On November 6, 1980, the court, on motion by Central Insurance, struck both the Cherry and Riggs affidavits, and on December 9, 1980, the court granted summary judgment to Central Insurance. It concluded the insurance policy was unambiguous, the loss was discovered November 16, 1978, and the suit against Central Insurance was untimely filed. This judgment forms the basis for the instant appeal.

DECISION

Because the case was disposed of by summary judgment, we apply the same standard of review as the trial court, and we will sustain the judgment only if no genuine issue exists as to any material fact and the party is entitled to judgment as a matter of law. Ind.Rules of Procedure, Trial Rule 56(C); Matter of Belanger's Estate, (1982) Ind. App., 433 N.E.2d 39; Donahue v. Watson, (1980) Ind. App., 411 N.E.2d 741. The moving party bears the burden of establishing that no material facts are at issue and any doubts are to be resolved against him. Moll v. South Central Solar Systems, Inc., (1981) Ind. App., 419 N.E.2d 154; Lee v. Weston, (1980) Ind. App., 402 N.E.2d 23. Evidence, pleadings and inferences must be viewed in a light most favorable to the non-moving party. Randolph v. Wolff, (1978) 176 Ind. App. 94, 374 N.E.2d 533. We further note that the motion for summary judgment in insurance contract actions presents a different approach than in negligence actions. Ross v. Farmers Insurance Exchange, (1971) 150 Ind. App. 428, 277 N.E.2d 29, explained the difference in this manner:

"Unlike negligence cases, the undisputed facts are not juxtaposed against the standard *1098 of a reasonable man, but rather such facts are interpreted against a specific policy provision, and there are certain situations which clearly show that the insured has not brought himself within the confines of the policy."

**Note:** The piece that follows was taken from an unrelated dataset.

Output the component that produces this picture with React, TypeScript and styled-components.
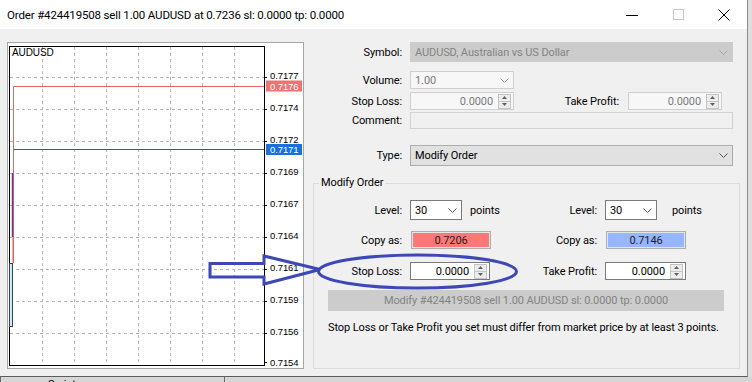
import styled, { createGlobalStyle } from "styled-components"

const GlobalStyle = createGlobalStyle`
  html, body {
    margin: 0;
    padding: 0;
  }
  body {
    background: #dedede;
    font-family: Roboto, "Noto Sans", sans-serif;
    font-size: 11px;
    letter-spacing: -0.1px;
    color: #000;
    overflow: hidden;
  }
`

type Tone = "disabled" | "muted" | "button" | "white"

const tones: Record<Tone, { bg: string; border: string; color: string; arrow: string }> = {
  disabled: { bg: "#cccccc", border: "#cccccc", color: "#838383", arrow: "#a8a8a8" },
  muted: { bg: "#f7f7f7", border: "#cfcfcf", color: "#7a7a7a", arrow: "#a8a8a8" },
  button: { bg: "#e1e1e1", border: "#adadad", color: "#000", arrow: "#505050" },
  white: { bg: "#ffffff", border: "#7a7a7a", color: "#000", arrow: "#505050" },
}

const Page = styled.div`
  width: 752px;
  height: 382px;
  overflow: hidden;
  display: flex;
  flex-direction: column;
`

const Window = styled.div`
  position: relative;
  width: 748px;
  height: 377px;
  box-sizing: border-box;
  background: #f0f0f0;
  border-right: 1px solid #8a8a8a;
  border-bottom: 1px solid #5c5c5c;
  display: flex;
  flex-direction: column;
`

const TitleBar = styled.div`
  height: 29px;
  background: #fff;
  display: flex;
  align-items: center;
  flex: none;
`

const Title = styled.div`
  flex: 1;
  padding-left: 7px;
  font-size: 11.5px;
  letter-spacing: -0.15px;
  white-space: nowrap;
`

const WinButton = styled.div`
  width: 46px;
  height: 29px;
  display: flex;
  align-items: center;
  justify-content: center;
`

const Body = styled.div`
  flex: 1;
  display: flex;
  gap: 6px;
  padding: 13px 0 0 7px;
`

const ChartFrame = styled.div`
  width: 297px;
  height: 327px;
  box-sizing: border-box;
  border: 1px solid #a6a6a6;
  background: #fff;
  flex: none;

  svg {
    display: block;
  }
`

const FormPanel = styled.div`
  display: flex;
  flex-direction: column;
  width: 435px;
`

const Row = styled.div<{ $h: number; $mt: number }>`
  display: flex;
  align-items: center;
  height: ${(p) => p.$h}px;
  margin-top: ${(p) => p.$mt}px;
  flex: none;
`

const Half = styled.div<{ $w?: number }>`
  display: flex;
  align-items: center;
  height: 100%;
  width: ${(p) => (p.$w ? `${p.$w}px` : "auto")};
  flex: none;
`

const Label = styled.div<{ $w: number; $pr?: number }>`
  width: ${(p) => p.$w}px;
  padding-right: ${(p) => p.$pr ?? 8}px;
  box-sizing: border-box;
  text-align: right;
  white-space: nowrap;
  flex: none;
`

const Combo = styled.div<{ $w: number; $tone: Tone }>`
  width: ${(p) => p.$w}px;
  height: 100%;
  box-sizing: border-box;
  display: flex;
  align-items: center;
  justify-content: space-between;
  padding-left: 4px;
  background: ${(p) => tones[p.$tone].bg};
  border: 1px solid ${(p) => tones[p.$tone].border};
  color: ${(p) => tones[p.$tone].color};
  flex: none;
  white-space: nowrap;
`

const Chevron = styled.span`
  width: 18px;
  display: flex;
  justify-content: center;
`

const Spin = styled.div<{ $w: number; $tone: Tone }>`
  width: ${(p) => p.$w}px;
  height: 100%;
  box-sizing: border-box;
  display: flex;
  align-items: center;
  justify-content: flex-end;
  background: ${(p) => tones[p.$tone].bg};
  border: 1px solid ${(p) => tones[p.$tone].border};
  color: ${(p) => tones[p.$tone].color};
  flex: none;
`

const SpinValue = styled.span`
  padding-right: 5px;
`

const SpinButtons = styled.div`
  width: 11px;
  height: 13px;
  margin-right: 2px;
  border: 1px solid #c4c4c4;
  background: #ececec;
  display: flex;
  flex-direction: column;

  span {
    flex: 1;
    display: flex;
    align-items: center;
    justify-content: center;
  }

  span + span {
    border-top: 1px solid #c4c4c4;
  }
`

const Edit = styled.div<{ $w: number }>`
  width: ${(p) => p.$w}px;
  height: 100%;
  box-sizing: border-box;
  background: #f0f0f0;
  border: 1px solid #d2d2d2;
`

const Unit = styled.span<{ $ml: number }>`
  margin-left: ${(p) => p.$ml}px;
`

const ColorButton = styled.div<{ $fill: string }>`
  width: 80px;
  height: 100%;
  margin-left: 1px;
  box-sizing: border-box;
  border: 1px solid #adadad;
  background: ${(p) => p.$fill};
  box-shadow: inset 0 0 0 1px #e6e6e6;
  display: flex;
  align-items: center;
  justify-content: center;
  color: #222;
`

const Group = styled.fieldset`
  margin: 10px 0 0 3px;
  padding: 0;
  min-width: 0;
  width: 427px;
  height: 193px;
  box-sizing: border-box;
  border: 1px solid #dcdcdc;
  display: flex;
  flex-direction: column;
`

const GroupTitle = styled.legend`
  margin-left: 5px;
  padding: 0 2px;
  line-height: 14px;
`

const ActionButton = styled.div`
  width: 396px;
  height: 21px;
  margin: 10px 0 0 14px;
  background: #cccccc;
  color: #838383;
  display: flex;
  align-items: center;
  justify-content: center;
  flex: none;
  white-space: nowrap;
`

const Note = styled.div`
  margin: 10px 0 0 14px;
  line-height: 14px;
  white-space: nowrap;
`

const Overlay = styled.svg`
  position: absolute;
  left: 0;
  top: 0;
  pointer-events: none;
`

const Taskbar = styled.div`
  height: 5px;
  background: #d6d6d6;
  display: flex;
  overflow: hidden;
  flex: none;
`

const TaskCell = styled.div<{ $w: number }>`
  width: ${(p) => p.$w}px;
  box-sizing: border-box;
  border-left: 1px solid #6a6a6a;
  padding-left: 47px;
  line-height: 16px;
  flex: none;
`

function ChevronIcon({ color }: { color: string }) {
  return (
    <svg width="9" height="5" viewBox="0 0 9 5">
      <path d="M0.5 0.5 L4.5 4.5 L8.5 0.5" fill="none" stroke={color} strokeWidth="1" />
    </svg>
  )
}

function Spinner() {
  return (
    <SpinButtons>
      <span>
        <svg width="5" height="3" viewBox="0 0 5 3">
          <path d="M0 3 L2.5 0 L5 3 Z" fill="#606060" />
        </svg>
      </span>
      <span>
        <svg width="5" height="3" viewBox="0 0 5 3">
          <path d="M0 0 L2.5 3 L5 0 Z" fill="#606060" />
        </svg>
      </span>
    </SpinButtons>
  )
}

const gridX = [42, 74, 106, 138, 170, 202, 234]
const priceRows = [
  { y: 77, v: "0.7177" },
  { y: 109, v: "0.7174" },
  { y: 141, v: "0.7172" },
  { y: 173, v: "0.7169" },
  { y: 205, v: "0.7167" },
  { y: 237, v: "0.7164" },
  { y: 269, v: "0.7161" },
  { y: 301, v: "0.7159" },
  { y: 333, v: "0.7156" },
]

function Chart() {
  return (
    <svg width="295" height="325" viewBox="8 43 295 325" fontFamily="'Liberation Sans', sans-serif" fontSize="9.5">
      <g stroke="#b4b4b4" strokeWidth="1" strokeDasharray="3,3" shapeRendering="crispEdges">
        {gridX.map((x) => (
          <line key={x} x1={x + 0.5} y1={47} x2={x + 0.5} y2={365} />
        ))}
        {priceRows.map((r) => (
          <line key={r.v} x1={10} y1={r.y + 0.5} x2={264} y2={r.y + 0.5} />
        ))}
      </g>
      {priceRows.map((r) => (
        <g key={r.v}>
          <line x1={264} y1={r.y + 0.5} x2={267} y2={r.y + 0.5} stroke="#000" />
          <text x={270} y={r.y + 2} fill="#000">{r.v}</text>
        </g>
      ))}
      <text x={270} y={365.5} fill="#000">0.7154</text>
      <line x1={264} y1={362.5} x2={267} y2={362.5} stroke="#000" />

      <rect x={9.5} y={46.5} width={255} height={319} fill="none" stroke="#000" />
      <text x={12} y={56} fill="#000" fontSize="10">AUDUSD</text>

      <line x1={13.5} y1={86.5} x2={264} y2={86.5} stroke="#e36464" />
      <line x1={13.5} y1={86.5} x2={13.5} y2={263} stroke="#e36464" />
      <rect x={266} y={80.5} width={36} height={11} fill="#f07373" />
      <text x={270} y={89.5} fill="#fff">0.7176</text>

      <line x1={13.5} y1={149.5} x2={264} y2={149.5} stroke="#2464a8" />
      <rect x={266} y={144} width={36} height={11} fill="#1a6fdc" />
      <text x={270} y={153} fill="#fff">0.7171</text>

      <line x1={12.5} y1={173} x2={12.5} y2={237} stroke="#5a3ca8" strokeWidth="1.5" />
      <line x1={12.5} y1={237} x2={12.5} y2={263} stroke="#f0a8a8" />
      <rect x={9.5} y={263.5} width={3} height={63} fill="#c8f0f8" stroke="#3a3a5a" />
    </svg>
  )
}

export default function App() {
  return (
    <Page>
      <GlobalStyle />
      <Window>
        <TitleBar>
          <Title>Order #424419508 sell 1.00 AUDUSD at 0.7236 sl: 0.0000 tp: 0.0000</Title>
          <WinButton>
            <svg width="12" height="10" viewBox="0 0 12 10">
              <line x1="0" y1="5.5" x2="12" y2="5.5" stroke="#000" />
            </svg>
          </WinButton>
          <WinButton>
            <svg width="11" height="11" viewBox="0 0 11 11">
              <rect x="0.5" y="0.5" width="10" height="10" fill="none" stroke="#c8c8c8" />
            </svg>
          </WinButton>
          <WinButton>
            <svg width="12" height="12" viewBox="0 0 12 12">
              <path d="M0.5 0.5 L11.5 11.5 M11.5 0.5 L0.5 11.5" stroke="#000" strokeWidth="1" />
            </svg>
          </WinButton>
        </TitleBar>

        <Body>
          <ChartFrame>
            <Chart />
          </ChartFrame>

          <FormPanel>
            <Row $h={20} $mt={0}>
              <Label $w={100}>Symbol:</Label>
              <Combo $w={323} $tone="disabled">
                AUDUSD, Australian vs US Dollar
                <Chevron><ChevronIcon color={tones.disabled.arrow} /></Chevron>
              </Combo>
            </Row>
            <Row $h={18} $mt={9}>
              <Label $w={100}>Volume:</Label>
              <Combo $w={104} $tone="muted">
                1.00
                <Chevron><ChevronIcon color={tones.muted.arrow} /></Chevron>
              </Combo>
            </Row>
            <Row $h={18} $mt={3}>
              <Label $w={100}>Stop Loss:</Label>
              <Spin $w={104} $tone="muted">
                <SpinValue>0.0000</SpinValue>
                <Spinner />
              </Spin>
              <Label $w={114} $pr={9}>Take Profit:</Label>
              <Spin $w={94} $tone="muted">
                <SpinValue>0.0000</SpinValue>
                <Spinner />
              </Spin>
            </Row>
            <Row $h={17} $mt={2}>
              <Label $w={100}>Comment:</Label>
              <Edit $w={323} />
            </Row>
            <Row $h={21} $mt={16}>
              <Label $w={100}>Type:</Label>
              <Combo $w={323} $tone="button">
                Modify Order
                <Chevron><ChevronIcon color={tones.button.arrow} /></Chevron>
              </Combo>
            </Row>

            <Group>
              <GroupTitle>Modify Order</GroupTitle>
              <Row $h={20} $mt={10}>
                <Half $w={196}>
                  <Label $w={96}>Level:</Label>
                  <Combo $w={52} $tone="white">
                    30
                    <Chevron><ChevronIcon color={tones.white.arrow} /></Chevron>
                  </Combo>
                  <Unit $ml={8}>points</Unit>
                </Half>
                <Half>
                  <Label $w={95}>Level:</Label>
                  <Combo $w={52} $tone="white">
                    30
                    <Chevron><ChevronIcon color={tones.white.arrow} /></Chevron>
                  </Combo>
                  <Unit $ml={15}>points</Unit>
                </Half>
              </Row>
              <Row $h={18} $mt={11}>
                <Half $w={196}>
                  <Label $w={96}>Copy as:</Label>
                  <ColorButton $fill="#ff7878">0.7206</ColorButton>
                </Half>
                <Half>
                  <Label $w={95}>Copy as:</Label>
                  <ColorButton $fill="#96b6ff">0.7146</ColorButton>
                </Half>
              </Row>
              <Row $h={18} $mt={13}>
                <Half $w={196}>
                  <Label $w={96}>Stop Loss:</Label>
                  <Spin $w={80} $tone="white">
                    <SpinValue>0.0000</SpinValue>
                    <Spinner />
                  </Spin>
                </Half>
                <Half>
                  <Label $w={95}>Take Profit:</Label>
                  <Spin $w={81} $tone="white">
                    <SpinValue>0.0000</SpinValue>
                    <Spinner />
                  </Spin>
                </Half>
              </Row>
              <ActionButton>Modify #424419508 sell 1.00 AUDUSD sl: 0.0000 tp: 0.0000</ActionButton>
              <Note>Stop Loss or Take Profit you set must differ from market price by at least 3 points.</Note>
            </Group>
          </FormPanel>
        </Body>

        <Overlay width="748" height="377" viewBox="0 0 748 377">
          <path
            d="M210 263.5 L264 263.5 L264 256 L320 269.5 L264 284 L264 277 L210 277 Z"
            fill="none"
            stroke="#3d47b6"
            strokeWidth="3"
            strokeLinejoin="miter"
          />
          <ellipse cx="417.5" cy="271.5" rx="99" ry="16.5" fill="none" stroke="#3d47b6" strokeWidth="3" />
        </Overlay>
      </Window>
      <Taskbar>
        <TaskCell $w={224}>Scripts</TaskCell>
        <TaskCell $w={524} />
      </Taskbar>
    </Page>
  )
}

Id. at 442, 277 N.E.2d at 37. See also South Tippecanoe School Building Corp. v. Shambaugh & Son, Inc., (1979) Ind. App., 395 N.E.2d 320.

Issue One Ambiguity in Insuring Agreement

On appeal, Interstate disputes the trial court's conclusion that the insurance contract was clear and unambiguous. To preface our discussion of its arguments in this regard, we recite some of the basic principles utilized in constructing an insurance contract. The law is established that ambiguity exists when reasonably intelligent men, upon reading the policy, would honestly differ as to its meaning. Barmet of Indiana, Inc. v. Security Insurance Group, (1981) Ind. App., 425 N.E.2d 201. However, the mere existence of a controversy as to the meaning of an insurance policy does not establish an ambiguity. Northland Ins. Co. v. Crites, (1981) Ind. App., 419 N.E.2d 164. This court must reasonably construe the language of the policy and may not find coverage unless the language of the policy admits liability. Stockberger v. Meridian Mutual Insurance Co., (1979) Ind. App., 395 N.E.2d 1272. Where an insurance contract is ambiguous so as to be susceptible of more than one meaning, it is to be interpreted most favorably to the insured. Utica Mutual Insurance Co. v. Ueding, (1977) 175 Ind. App. 60, 370 N.E.2d 373. An unambiguous policy, on the other hand, must be enforced according to its terms, Drake Insurance Co. of New York v. Carroll County Sheriff's Department, (1981) Ind. App., 427 N.E.2d 1153, even if this results in a limitation of the insurer's liability. American States Insurance Co. v. Aetna Life & Casualty Co., (1978) 177 Ind. App. 299, 379 N.E.2d 510.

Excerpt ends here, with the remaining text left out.